Дагестан вёл войну с радикальным исламизмом почти два десятилетия и только в последние годы вздохнул спокойно. На рост количества мечетей (молельных комнат и мечетей в Дагестане только официально 2700 (!) и проповедников в Telegram-каналах, на вдруг ставшие модными хиджабы, чёрные абайи и никабы, на внезапную строгость нравов и нетерпимость к слабостям ближних власти старались не обращать внимания. Не стреляют, не взрывают — и хвала Аллаху!
— Мы рано расслабились, — говорит политолог Руслан Гереев. — В своё время самые одиозные лидеры ваххабитского толка были завербованы в сирийскую кампанию. Радикально настроенная воинствующая молодёжь рванула в Сирию. Мало кто вернулся живым. Выжившие осели в странах Персидского залива и в Турции.

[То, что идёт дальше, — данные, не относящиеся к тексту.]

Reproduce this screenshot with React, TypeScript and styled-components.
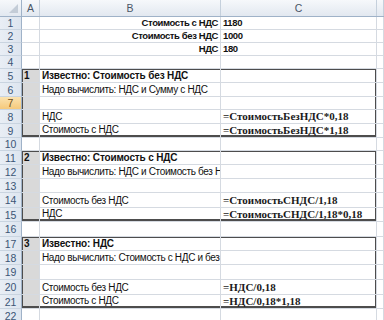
import React from "react";
import styled, { createGlobalStyle, css } from "styled-components";

const GlobalStyle = createGlobalStyle`
	html, body {
		margin: 0;
		padding: 0;
		background: #ffffff;
		overflow: hidden;
	}
`;

const COLS = "22px 18px 181px 156px 1fr";
const GRID = "#d5dae1";
const BOX = "#4d4d4d";

type BoxPos = "first" | "mid" | "last";

type RowData = {
	n: number;
	h: number;
	a?: string;
	b?: string;
	c?: string;
	bold?: boolean;
	top?: boolean;
	formula?: boolean;
	box?: BoxPos;
	selected?: boolean;
};

const rows: RowData[] = [
	{ n: 1, h: 13, b: "Стоимость с НДС", c: "1180", top: true },
	{ n: 2, h: 13, b: "Стоимость без НДС", c: "1000", top: true },
	{ n: 3, h: 13, b: "НДС", c: "180", top: true },
	{ n: 4, h: 13 },
	{ n: 5, h: 14, a: "1", b: "Известно: Стоимость без НДС", bold: true, box: "first" },
	{ n: 6, h: 14, b: "Надо вычислить: НДС и Сумму с НДС", box: "mid" },
	{ n: 7, h: 13, box: "mid", selected: true },
	{ n: 8, h: 14, b: "НДС", c: "=СтоимостьБезНДС*0,18", formula: true, box: "mid" },
	{ n: 9, h: 14, b: "Стоимость с НДС", c: "=СтоимостьБезНДС*1,18", formula: true, box: "last" },
	{ n: 10, h: 13 },
	{ n: 11, h: 14, a: "2", b: "Известно: Стоимость с НДС", bold: true, box: "first" },
	{ n: 12, h: 14, b: "Надо вычислить: НДС и Стоимость без НДС", box: "mid" },
	{ n: 13, h: 14, box: "mid" },
	{ n: 14, h: 15, b: "Стоимость без НДС", c: "=СтоимостьСНДС/1,18", formula: true, box: "mid" },
	{ n: 15, h: 14, b: "НДС", c: "=СтоимостьСНДС/1,18*0,18", formula: true, box: "last" },
	{ n: 16, h: 15 },
	{ n: 17, h: 14, a: "3", b: "Известно: НДС", bold: true, box: "first" },
	{ n: 18, h: 14, b: "Надо вычислить: Стоимость с НДС и  без НДС", box: "mid" },
	{ n: 19, h: 15, box: "mid" },
	{ n: 20, h: 15, b: "Стоимость без НДС", c: "=НДС/0,18", formula: true, box: "mid" },
	{ n: 21, h: 14, b: "Стоимость с НДС", c: "=НДС/0,18*1,18", formula: true, box: "last" },
	{ n: 22, h: 14 },
];

const Sheet = styled.div`
	width: 384px;
	height: 320px;
	overflow: hidden;
	font-family: "Liberation Sans", Arial, sans-serif;
	font-size: 10px;
	letter-spacing: -0.35px;
	color: #111;
`;

const Row = styled.div<{ $h: number }>`
	display: grid;
	grid-template-columns: ${COLS};
	height: ${(p) => p.$h}px;
`;

const HeaderRow = styled(Row)`
	background: linear-gradient(#f6f8fb, #e2e8f0);
	border-bottom: 1px solid #9fb2c8;
	box-sizing: border-box;
`;

const Corner = styled.div`
	position: relative;
	border-right: 1px solid #9fb2c8;
	&::after {
		content: "";
		position: absolute;
		right: 3px;
		bottom: 3px;
		border-style: solid;
		border-width: 0 0 9px 9px;
		border-color: transparent transparent #c3ccd7 transparent;
	}
`;

const ColHeader = styled.div`
	display: flex;
	align-items: center;
	justify-content: center;
	border-right: 1px solid #c5d0dc;
	color: #4a5666;
	font-size: 10.5px;
	letter-spacing: 0;
`;

const RowHeader = styled.div<{ $selected?: boolean }>`
	display: flex;
	align-items: center;
	justify-content: center;
	box-sizing: border-box;
	border-right: 1px solid #9fb2c8;
	border-bottom: 1px solid #c9d4e0;
	background: ${(p) => (p.$selected ? "linear-gradient(#fbe3b0, #f5c97c)" : "linear-gradient(90deg, #e9eef5, #dde5ef)")};
	color: ${(p) => (p.$selected ? "#6b4c1a" : "#3b5575")};
	font-size: 10.5px;
	letter-spacing: 0;
`;

const boxShadow = (box?: BoxPos, side?: "left" | "right") => {
	if (!box) return "";
	const s: string[] = [];
	if (box === "first") s.push(`inset 0 1px 0 ${BOX}`);
	if (box === "last") s.push(`inset 0 -2px 0 ${BOX}`);
	if (side === "left") s.push(`inset 1px 0 0 ${BOX}`);
	if (side === "right") s.push(`inset -1px 0 0 ${BOX}`);
	return s.length ? `box-shadow: ${s.join(", ")};` : "";
};

const Cell = styled.div<{
	$box?: BoxPos;
	$side?: "left" | "right";
	$align?: "left" | "right";
	$bold?: boolean;
	$top?: boolean;
	$shade?: boolean;
	$formula?: boolean;
}>`
	display: flex;
	align-items: flex-end;
	justify-content: ${(p) => (p.$align === "right" ? "flex-end" : "flex-start")};
	box-sizing: border-box;
	padding: 0 2px ${(p) => (p.$box === "last" ? 2 : 1)}px 2px;
	border-right: 1px solid ${GRID};
	border-bottom: 1px solid ${GRID};
	background: ${(p) => (p.$shade ? "#d9d9d9" : "#ffffff")};
	white-space: nowrap;
	overflow: hidden;
	${(p) =>
		p.$bold &&
		css`
			font-weight: 700;
			letter-spacing: -0.15px;
		`}
	${(p) =>
		p.$top &&
		css`
			font-weight: 700;
			font-size: 9.5px;
			letter-spacing: -0.4px;
		`}
	${(p) =>
		p.$formula &&
		css`
			align-items: center;
			font-family: "Liberation Serif", "Times New Roman", serif;
			font-size: 11px;
			font-weight: 700;
			letter-spacing: 0;
			color: #1a1a1a;
		`}
	${(p) => boxShadow(p.$box, p.$side)}
`;

export default function App() {
	return (
		<>
			<GlobalStyle />
			<Sheet>
				<HeaderRow $h={17}>
					<Corner />
					<ColHeader>A</ColHeader>
					<ColHeader>B</ColHeader>
					<ColHeader>C</ColHeader>
					<ColHeader />
				</HeaderRow>
				{rows.map((r) => (
					<Row key={r.n} $h={r.h}>
						<RowHeader $selected={r.selected}>{r.n}</RowHeader>
						<Cell $box={r.box} $side="left" $shade={!!r.box} $bold>
							{r.a}
						</Cell>
						<Cell $box={r.box} $align={r.top ? "right" : "left"} $bold={r.bold} $top={r.top}>
							{r.b}
						</Cell>
						<Cell $box={r.box} $side="right" $top={r.top} $formula={r.formula}>
							{r.c}
						</Cell>
						<Cell />
					</Row>
				))}
			</Sheet>
		</>
	);
}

И здесь наступило затишье. Но потом началась кампания по возврату семей погибших боевиков. Их близкие захотели вернуть детей в Дагестан. С этих пор и началась своего рода легализация, в том числе и жён боевиков, их детей-подростков, которые, по законодательству, являются детьми, но выросли в той среде и ничего, кроме войны, не видели.
Сейчас над Россией нависла новая угроза. И я абсолютно убеждён, что профессионально осуществить подготовку терактов, с которыми мы столкнулись 23 июня, на территории республики без иностранных кураторов невозможно. И тут есть один тревожный момент. После начала СВО молодые люди массово уезжали из России, при этом они использовали Дагестан и Грузию в качестве перевалочного пункта. Эту нишу также использовали радикалы для своих целей. У нас сейчас очень большая молодёжная диаспора в той же самой Турции. Это современная и воинственно настроенная молодёжь, которая не считает себя обязанной участвовать в патриотической борьбе на стороне государства. Мы должны выяснить конкретно, кто эти люди, чем они занимаются, и внимательно за ними следить.
— Раньше все эксперты твердили, что терроризм — это результат социальной несправедливости. Но все участники теракта 23 июня — обеспеченные люди с высоким социальным статусом. Что происходит?
— В это трудно поверить, но я знал даже кандидатов и докторов наук, которые стали ваххабитами и оказывали сопротивление с оружием в руках. В начале 2000-х годов на фоне социальной несправедливости молодёжи внушалась мысль, что деньги, богатство им не нужны, это всё чуждо, это харам. Ваххабиты призывали к аскетизму, а через аскетизм проводили свои радикальные идеи. Это была умелая пропаганда, основанная на крепкой, хорошо продуманной базе.
— Но как же большевики в своё время смогли сделать из дремучего Дагестана фактически светскую республику, образованную, культурную, вырастить местную интеллигенцию, смогли освободить женщину гор от косных обычаев?
— Большевики — да, смогли. И не только в Дагестане, а по всему СССР. У них была идеология, которой у нас сейчас, согласно Конституции, нет. И вера теперь стала частью государства. У нас здесь рождается человек — идут в мечеть, умирает — тоже идут в мечеть. Вся наша культура, обычаи и традиции пронизаны насквозь религиозными адатами. В таком субъекте, как Республика Дагестан, религия никак не может быть отделена от государства. Муфтият теперь идейно и духовно отвечает за общественные нравы, то есть за устои государства.
*- признан решением Верховного Суда Российской Федерации от 29.12.2014 террористической организацией, его деятельность запрещена на территории РФ.